___ EXCERPTED RECORDS ___

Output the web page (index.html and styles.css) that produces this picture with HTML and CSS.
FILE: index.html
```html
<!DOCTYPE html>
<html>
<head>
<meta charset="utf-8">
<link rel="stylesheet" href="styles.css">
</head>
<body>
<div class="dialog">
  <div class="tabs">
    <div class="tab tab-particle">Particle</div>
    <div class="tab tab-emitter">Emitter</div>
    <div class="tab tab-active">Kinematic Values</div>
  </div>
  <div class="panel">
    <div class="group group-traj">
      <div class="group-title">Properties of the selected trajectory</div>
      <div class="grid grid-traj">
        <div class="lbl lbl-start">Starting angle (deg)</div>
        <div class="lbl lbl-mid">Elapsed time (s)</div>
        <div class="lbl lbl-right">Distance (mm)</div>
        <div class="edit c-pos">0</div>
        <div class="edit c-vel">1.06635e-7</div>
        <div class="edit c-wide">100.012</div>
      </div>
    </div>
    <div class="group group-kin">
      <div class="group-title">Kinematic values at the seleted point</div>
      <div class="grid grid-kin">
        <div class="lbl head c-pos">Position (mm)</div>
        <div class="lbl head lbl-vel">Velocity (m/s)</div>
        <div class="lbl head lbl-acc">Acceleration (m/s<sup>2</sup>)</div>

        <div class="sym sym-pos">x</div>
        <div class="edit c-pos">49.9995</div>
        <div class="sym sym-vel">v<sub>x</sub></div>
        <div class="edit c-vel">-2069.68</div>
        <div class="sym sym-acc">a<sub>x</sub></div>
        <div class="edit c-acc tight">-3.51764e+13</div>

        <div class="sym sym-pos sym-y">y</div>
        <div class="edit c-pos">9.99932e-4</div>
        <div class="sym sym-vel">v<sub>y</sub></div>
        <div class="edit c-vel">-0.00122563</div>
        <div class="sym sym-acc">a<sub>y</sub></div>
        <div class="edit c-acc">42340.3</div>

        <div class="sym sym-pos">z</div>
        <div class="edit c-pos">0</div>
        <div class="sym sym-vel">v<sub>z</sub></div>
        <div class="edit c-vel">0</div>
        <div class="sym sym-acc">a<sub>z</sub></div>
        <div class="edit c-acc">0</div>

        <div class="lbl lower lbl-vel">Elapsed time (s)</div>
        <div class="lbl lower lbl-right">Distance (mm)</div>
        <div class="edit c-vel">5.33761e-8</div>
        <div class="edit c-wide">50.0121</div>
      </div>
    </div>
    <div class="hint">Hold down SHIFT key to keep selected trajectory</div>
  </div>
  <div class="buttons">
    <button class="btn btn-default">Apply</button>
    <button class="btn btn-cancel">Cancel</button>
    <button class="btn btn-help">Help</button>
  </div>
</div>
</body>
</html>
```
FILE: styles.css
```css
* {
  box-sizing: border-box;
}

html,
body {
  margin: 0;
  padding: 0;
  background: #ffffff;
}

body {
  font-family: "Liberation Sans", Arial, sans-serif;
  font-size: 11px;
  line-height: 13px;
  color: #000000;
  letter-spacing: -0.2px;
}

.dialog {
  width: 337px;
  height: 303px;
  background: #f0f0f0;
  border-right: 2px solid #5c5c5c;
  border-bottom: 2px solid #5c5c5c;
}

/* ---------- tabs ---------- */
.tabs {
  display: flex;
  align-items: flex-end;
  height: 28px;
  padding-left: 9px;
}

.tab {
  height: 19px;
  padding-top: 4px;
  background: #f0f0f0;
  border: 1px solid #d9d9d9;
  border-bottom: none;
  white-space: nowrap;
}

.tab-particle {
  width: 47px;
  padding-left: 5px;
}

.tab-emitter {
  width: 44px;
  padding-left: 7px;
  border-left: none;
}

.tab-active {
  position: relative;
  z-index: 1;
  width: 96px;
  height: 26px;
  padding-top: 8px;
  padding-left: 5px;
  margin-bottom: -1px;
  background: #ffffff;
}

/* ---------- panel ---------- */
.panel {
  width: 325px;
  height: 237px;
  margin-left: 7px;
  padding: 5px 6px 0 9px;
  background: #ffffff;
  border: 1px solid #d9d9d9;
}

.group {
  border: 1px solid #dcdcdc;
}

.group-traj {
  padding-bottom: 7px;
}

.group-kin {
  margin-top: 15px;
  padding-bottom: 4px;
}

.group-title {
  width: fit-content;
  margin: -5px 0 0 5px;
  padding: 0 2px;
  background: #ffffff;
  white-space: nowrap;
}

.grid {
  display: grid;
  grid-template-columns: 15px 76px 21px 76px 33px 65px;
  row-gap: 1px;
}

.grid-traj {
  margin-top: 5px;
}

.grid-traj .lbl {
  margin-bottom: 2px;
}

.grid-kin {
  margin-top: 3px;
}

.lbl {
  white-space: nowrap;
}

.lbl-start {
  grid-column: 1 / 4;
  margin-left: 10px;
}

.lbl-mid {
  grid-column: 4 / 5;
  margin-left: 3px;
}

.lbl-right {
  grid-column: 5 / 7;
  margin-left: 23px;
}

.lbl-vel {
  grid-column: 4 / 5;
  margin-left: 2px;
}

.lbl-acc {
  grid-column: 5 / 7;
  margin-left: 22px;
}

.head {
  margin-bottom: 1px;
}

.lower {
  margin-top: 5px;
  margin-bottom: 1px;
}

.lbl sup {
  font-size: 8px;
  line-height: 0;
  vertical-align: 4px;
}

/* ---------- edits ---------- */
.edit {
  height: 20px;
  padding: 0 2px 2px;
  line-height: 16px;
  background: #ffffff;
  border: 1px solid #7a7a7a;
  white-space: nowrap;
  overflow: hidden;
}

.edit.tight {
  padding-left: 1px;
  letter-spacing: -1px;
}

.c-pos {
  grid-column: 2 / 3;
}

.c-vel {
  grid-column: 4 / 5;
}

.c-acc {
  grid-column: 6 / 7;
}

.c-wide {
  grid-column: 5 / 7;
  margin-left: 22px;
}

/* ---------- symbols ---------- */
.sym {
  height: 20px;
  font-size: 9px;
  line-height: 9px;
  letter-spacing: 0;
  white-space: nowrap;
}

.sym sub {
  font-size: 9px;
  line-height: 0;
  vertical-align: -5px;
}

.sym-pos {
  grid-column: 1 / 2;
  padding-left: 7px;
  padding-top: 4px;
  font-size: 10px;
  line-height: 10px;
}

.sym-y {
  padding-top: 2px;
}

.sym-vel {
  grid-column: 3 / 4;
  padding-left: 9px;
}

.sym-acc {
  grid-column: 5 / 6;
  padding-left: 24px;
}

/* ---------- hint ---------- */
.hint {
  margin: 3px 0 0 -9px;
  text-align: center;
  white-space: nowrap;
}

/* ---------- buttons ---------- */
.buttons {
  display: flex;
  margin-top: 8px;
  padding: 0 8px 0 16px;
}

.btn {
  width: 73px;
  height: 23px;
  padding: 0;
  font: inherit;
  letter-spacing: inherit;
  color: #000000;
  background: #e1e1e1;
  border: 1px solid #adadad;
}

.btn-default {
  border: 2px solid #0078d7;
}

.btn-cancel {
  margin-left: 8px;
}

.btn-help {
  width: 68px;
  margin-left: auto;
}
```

___
___ EXCERPTED RECORDS ___

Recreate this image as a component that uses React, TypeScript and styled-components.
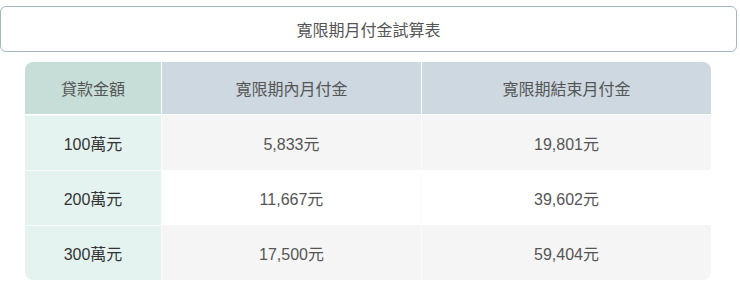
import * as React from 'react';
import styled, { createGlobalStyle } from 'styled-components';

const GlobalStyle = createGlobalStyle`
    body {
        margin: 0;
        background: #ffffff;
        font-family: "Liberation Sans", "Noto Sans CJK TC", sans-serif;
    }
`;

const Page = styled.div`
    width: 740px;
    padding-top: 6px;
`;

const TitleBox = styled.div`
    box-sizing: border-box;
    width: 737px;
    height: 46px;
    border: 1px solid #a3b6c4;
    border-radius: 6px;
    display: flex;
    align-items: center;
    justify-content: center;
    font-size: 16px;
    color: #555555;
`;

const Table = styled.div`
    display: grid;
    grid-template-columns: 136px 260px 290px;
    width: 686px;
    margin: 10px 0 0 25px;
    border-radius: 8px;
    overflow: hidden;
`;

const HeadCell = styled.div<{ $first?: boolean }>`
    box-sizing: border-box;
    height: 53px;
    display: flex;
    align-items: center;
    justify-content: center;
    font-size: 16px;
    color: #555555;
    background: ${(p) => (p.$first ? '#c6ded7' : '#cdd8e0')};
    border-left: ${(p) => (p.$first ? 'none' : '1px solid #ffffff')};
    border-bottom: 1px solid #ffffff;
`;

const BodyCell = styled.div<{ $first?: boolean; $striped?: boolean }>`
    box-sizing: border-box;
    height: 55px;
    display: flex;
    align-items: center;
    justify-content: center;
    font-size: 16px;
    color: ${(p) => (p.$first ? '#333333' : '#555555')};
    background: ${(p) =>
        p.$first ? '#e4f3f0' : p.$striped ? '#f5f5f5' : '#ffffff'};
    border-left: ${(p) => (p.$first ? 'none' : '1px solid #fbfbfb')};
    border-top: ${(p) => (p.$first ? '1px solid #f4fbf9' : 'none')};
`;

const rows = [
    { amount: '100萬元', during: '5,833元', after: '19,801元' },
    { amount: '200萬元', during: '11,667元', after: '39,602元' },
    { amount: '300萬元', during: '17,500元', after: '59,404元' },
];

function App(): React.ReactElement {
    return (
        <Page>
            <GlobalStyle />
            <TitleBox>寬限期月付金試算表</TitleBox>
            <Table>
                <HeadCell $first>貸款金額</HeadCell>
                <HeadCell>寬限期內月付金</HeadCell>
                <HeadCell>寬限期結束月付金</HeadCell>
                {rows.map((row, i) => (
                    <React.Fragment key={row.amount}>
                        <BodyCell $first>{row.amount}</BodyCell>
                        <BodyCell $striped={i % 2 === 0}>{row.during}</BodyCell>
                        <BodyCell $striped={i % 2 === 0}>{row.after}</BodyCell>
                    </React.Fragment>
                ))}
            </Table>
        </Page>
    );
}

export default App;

___

**TASK BRIEF**
In the entries above, some lines may contain the string "that"; report how many, without additional comment.

**SOLUTION TO THE PROBLEM**
2